● **The task**
Give the number of lines containing the word "component" and nothing more.
═══ Information shown
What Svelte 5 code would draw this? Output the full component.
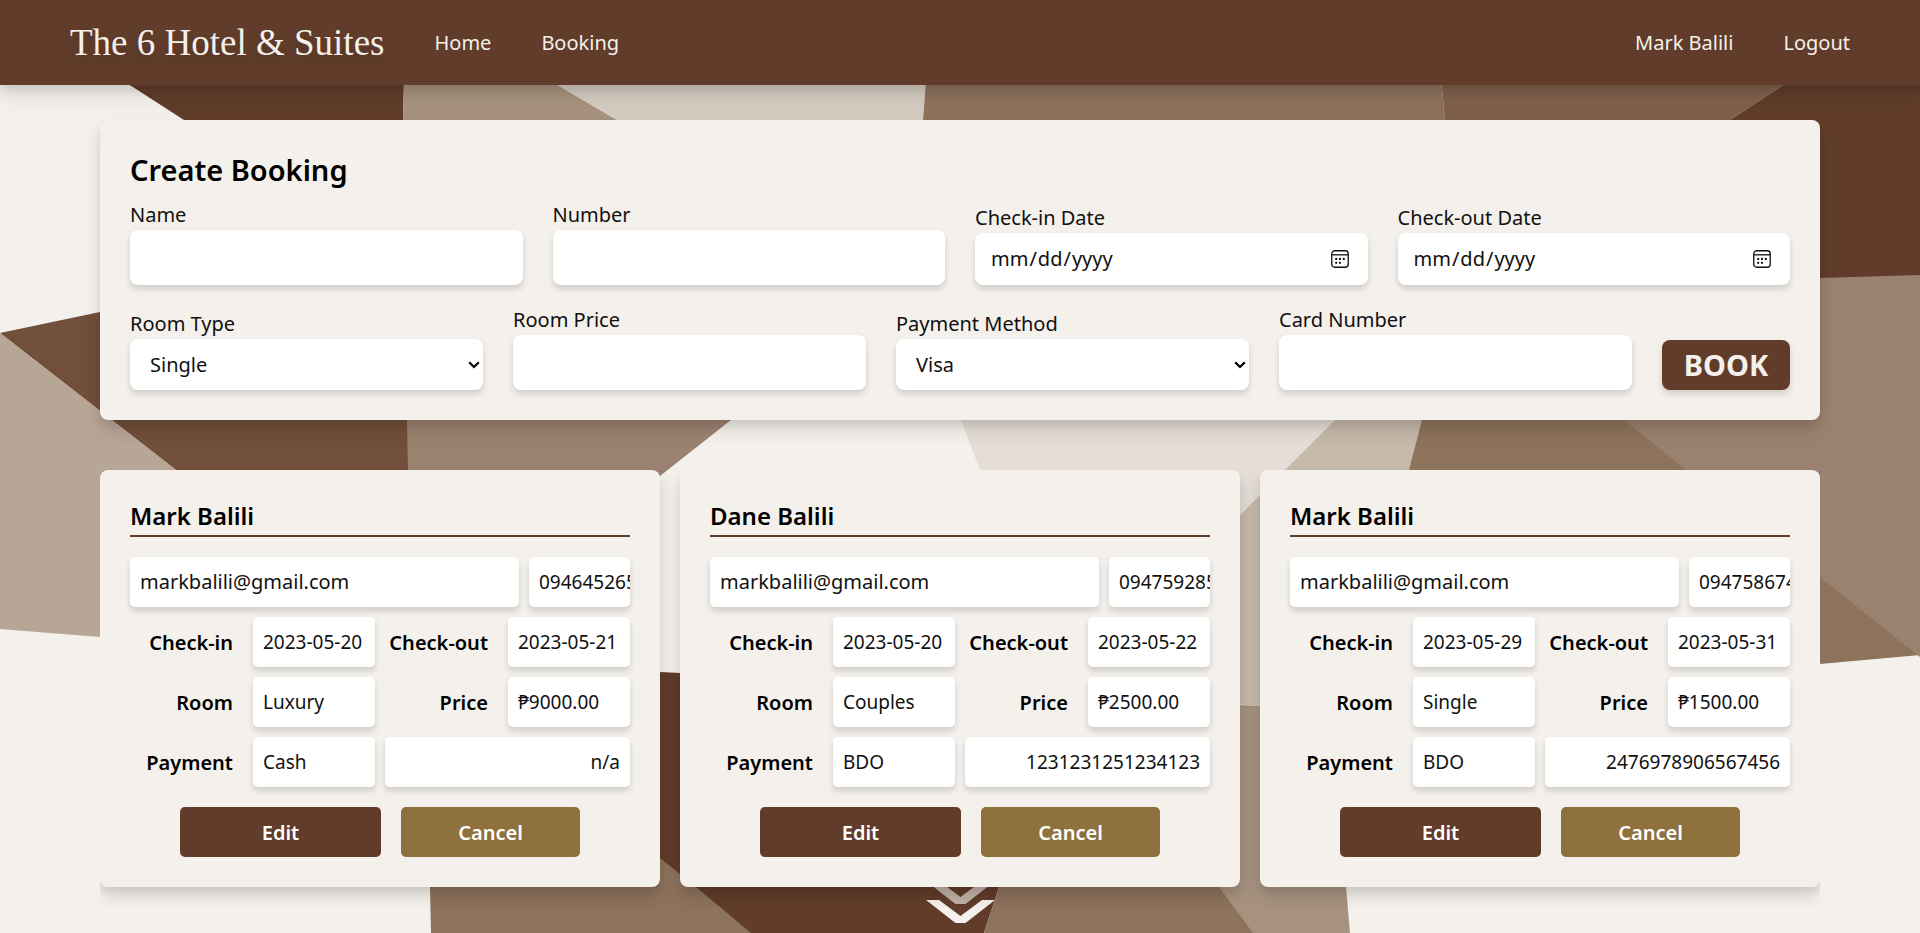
══════
═══ Information shown
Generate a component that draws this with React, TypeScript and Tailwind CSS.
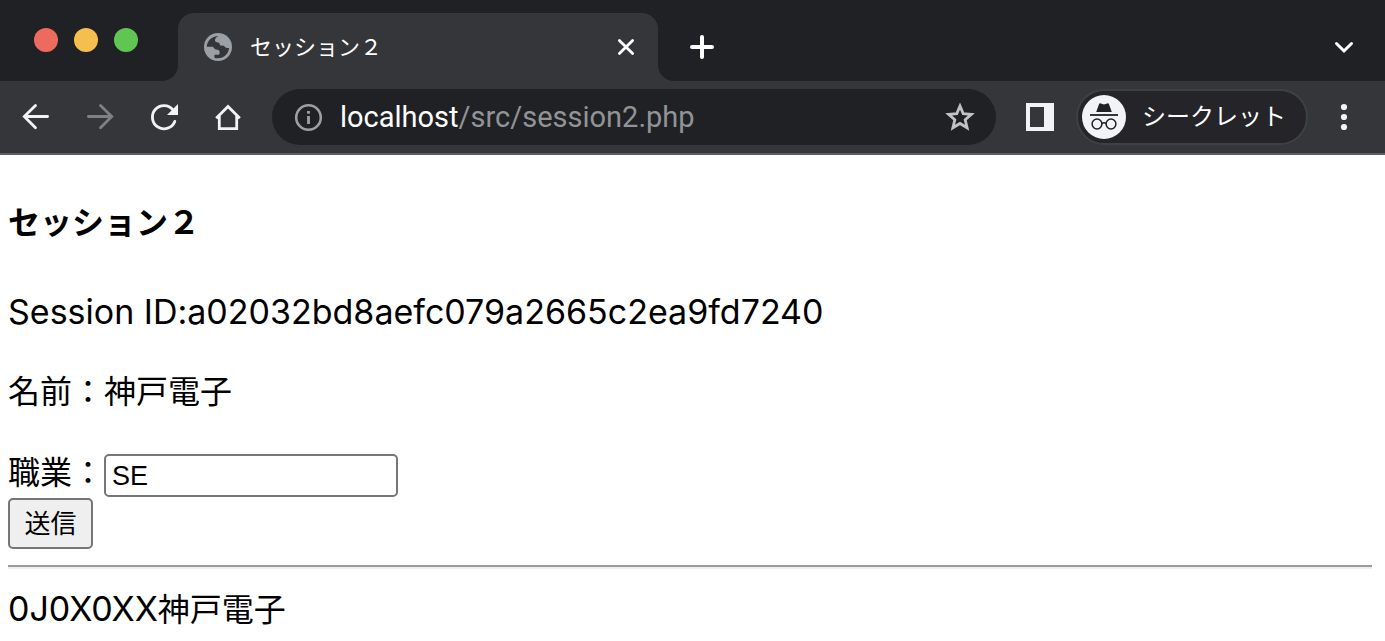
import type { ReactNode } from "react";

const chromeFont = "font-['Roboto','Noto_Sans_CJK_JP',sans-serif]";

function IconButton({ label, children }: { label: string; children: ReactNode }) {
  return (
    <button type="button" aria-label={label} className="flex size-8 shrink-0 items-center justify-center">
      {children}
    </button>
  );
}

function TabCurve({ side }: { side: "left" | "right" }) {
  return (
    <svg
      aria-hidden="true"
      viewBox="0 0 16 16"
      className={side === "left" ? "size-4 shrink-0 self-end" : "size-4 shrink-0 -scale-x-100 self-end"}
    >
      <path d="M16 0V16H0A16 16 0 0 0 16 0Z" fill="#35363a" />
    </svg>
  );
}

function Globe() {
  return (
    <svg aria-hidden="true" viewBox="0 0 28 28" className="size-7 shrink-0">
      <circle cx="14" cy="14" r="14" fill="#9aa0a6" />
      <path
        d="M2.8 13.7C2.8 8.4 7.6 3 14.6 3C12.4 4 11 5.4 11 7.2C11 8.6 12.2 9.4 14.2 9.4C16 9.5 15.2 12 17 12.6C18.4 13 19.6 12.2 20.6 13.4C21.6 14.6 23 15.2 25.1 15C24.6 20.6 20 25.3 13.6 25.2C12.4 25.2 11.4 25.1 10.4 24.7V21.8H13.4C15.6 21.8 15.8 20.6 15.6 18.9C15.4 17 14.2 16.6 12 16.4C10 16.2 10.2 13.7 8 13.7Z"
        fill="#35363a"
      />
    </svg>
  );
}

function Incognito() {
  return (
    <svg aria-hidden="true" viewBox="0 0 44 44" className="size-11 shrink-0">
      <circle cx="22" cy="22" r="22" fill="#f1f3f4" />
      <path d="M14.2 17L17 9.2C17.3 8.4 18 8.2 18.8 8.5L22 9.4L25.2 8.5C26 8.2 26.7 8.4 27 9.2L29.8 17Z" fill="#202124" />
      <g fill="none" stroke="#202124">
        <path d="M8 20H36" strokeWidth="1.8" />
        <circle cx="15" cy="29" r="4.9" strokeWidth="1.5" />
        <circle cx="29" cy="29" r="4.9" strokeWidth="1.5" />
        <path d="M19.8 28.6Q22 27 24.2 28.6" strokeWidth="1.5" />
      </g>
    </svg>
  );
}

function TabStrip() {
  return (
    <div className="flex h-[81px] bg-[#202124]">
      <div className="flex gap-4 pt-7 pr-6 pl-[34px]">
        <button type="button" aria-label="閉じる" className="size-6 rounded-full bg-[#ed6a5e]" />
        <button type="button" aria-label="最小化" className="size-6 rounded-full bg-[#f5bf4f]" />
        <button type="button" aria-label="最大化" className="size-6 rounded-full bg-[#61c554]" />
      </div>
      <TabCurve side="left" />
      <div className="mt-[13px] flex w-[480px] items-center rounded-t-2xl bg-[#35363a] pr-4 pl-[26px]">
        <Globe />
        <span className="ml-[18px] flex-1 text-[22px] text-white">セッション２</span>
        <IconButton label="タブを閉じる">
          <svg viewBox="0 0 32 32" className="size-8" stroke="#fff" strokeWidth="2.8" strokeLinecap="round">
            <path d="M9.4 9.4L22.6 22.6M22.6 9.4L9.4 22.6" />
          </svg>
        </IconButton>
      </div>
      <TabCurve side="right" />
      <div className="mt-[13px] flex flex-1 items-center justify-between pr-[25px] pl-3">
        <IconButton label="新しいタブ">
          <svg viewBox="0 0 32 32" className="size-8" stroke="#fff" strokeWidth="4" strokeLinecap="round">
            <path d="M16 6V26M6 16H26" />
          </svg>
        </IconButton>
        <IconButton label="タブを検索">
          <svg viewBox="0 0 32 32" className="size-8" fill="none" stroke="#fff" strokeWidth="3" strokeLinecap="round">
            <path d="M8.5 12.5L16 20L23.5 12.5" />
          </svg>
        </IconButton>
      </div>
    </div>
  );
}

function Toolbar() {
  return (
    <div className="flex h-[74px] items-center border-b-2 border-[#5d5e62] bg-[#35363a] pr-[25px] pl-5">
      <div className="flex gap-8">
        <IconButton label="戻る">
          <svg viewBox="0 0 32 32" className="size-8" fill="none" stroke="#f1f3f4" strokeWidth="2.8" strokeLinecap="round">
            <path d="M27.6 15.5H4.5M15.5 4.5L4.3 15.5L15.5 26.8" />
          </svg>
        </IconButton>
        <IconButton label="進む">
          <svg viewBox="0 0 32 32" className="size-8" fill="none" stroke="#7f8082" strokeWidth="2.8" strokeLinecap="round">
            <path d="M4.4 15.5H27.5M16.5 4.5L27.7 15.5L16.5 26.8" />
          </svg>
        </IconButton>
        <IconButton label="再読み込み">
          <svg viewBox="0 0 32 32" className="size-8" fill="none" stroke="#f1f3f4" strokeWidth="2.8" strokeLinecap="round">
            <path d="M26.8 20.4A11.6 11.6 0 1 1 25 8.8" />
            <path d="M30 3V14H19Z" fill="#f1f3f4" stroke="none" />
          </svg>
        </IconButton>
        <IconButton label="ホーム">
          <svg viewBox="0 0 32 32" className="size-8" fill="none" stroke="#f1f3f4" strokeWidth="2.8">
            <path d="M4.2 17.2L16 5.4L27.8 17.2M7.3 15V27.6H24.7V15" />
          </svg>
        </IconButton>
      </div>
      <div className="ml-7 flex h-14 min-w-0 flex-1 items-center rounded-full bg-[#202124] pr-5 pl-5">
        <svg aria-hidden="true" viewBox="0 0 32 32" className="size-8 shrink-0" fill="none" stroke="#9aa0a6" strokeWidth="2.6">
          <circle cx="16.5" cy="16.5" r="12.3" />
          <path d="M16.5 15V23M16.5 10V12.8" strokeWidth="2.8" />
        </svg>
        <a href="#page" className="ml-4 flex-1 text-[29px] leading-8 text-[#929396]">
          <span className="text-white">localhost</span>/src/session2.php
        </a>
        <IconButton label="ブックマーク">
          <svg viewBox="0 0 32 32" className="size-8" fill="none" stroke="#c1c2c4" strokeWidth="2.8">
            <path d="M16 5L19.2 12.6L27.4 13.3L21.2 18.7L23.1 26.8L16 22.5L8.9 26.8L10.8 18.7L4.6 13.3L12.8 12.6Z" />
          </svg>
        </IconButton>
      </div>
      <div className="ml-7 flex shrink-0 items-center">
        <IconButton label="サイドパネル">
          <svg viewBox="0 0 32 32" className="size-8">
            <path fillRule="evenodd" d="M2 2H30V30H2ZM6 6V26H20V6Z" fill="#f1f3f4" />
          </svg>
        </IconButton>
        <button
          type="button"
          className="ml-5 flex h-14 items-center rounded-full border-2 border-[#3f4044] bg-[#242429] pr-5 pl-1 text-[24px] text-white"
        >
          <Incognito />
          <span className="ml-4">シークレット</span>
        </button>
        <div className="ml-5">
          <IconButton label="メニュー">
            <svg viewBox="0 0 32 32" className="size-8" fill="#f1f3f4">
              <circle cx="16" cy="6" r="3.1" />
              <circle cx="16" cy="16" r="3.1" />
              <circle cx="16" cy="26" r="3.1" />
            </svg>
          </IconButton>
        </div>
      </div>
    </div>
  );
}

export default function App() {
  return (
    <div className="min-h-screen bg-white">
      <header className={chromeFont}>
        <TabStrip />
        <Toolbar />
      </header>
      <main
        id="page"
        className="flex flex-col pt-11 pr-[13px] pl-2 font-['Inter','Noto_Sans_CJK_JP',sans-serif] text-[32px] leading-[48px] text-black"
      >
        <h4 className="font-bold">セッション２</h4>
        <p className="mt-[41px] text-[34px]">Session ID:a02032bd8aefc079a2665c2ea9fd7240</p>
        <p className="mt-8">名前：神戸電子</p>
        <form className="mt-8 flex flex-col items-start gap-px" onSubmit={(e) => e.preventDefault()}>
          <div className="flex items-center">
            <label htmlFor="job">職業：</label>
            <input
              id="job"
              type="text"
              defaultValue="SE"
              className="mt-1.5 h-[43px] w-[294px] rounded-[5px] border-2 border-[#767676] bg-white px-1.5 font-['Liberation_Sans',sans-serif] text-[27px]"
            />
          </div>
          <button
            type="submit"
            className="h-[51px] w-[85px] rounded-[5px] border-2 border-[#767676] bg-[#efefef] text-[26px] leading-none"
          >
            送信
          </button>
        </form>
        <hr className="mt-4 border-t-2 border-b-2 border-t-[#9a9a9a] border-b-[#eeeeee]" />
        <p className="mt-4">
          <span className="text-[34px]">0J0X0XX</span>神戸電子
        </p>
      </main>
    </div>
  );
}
══════
● **Result of this exercise**
2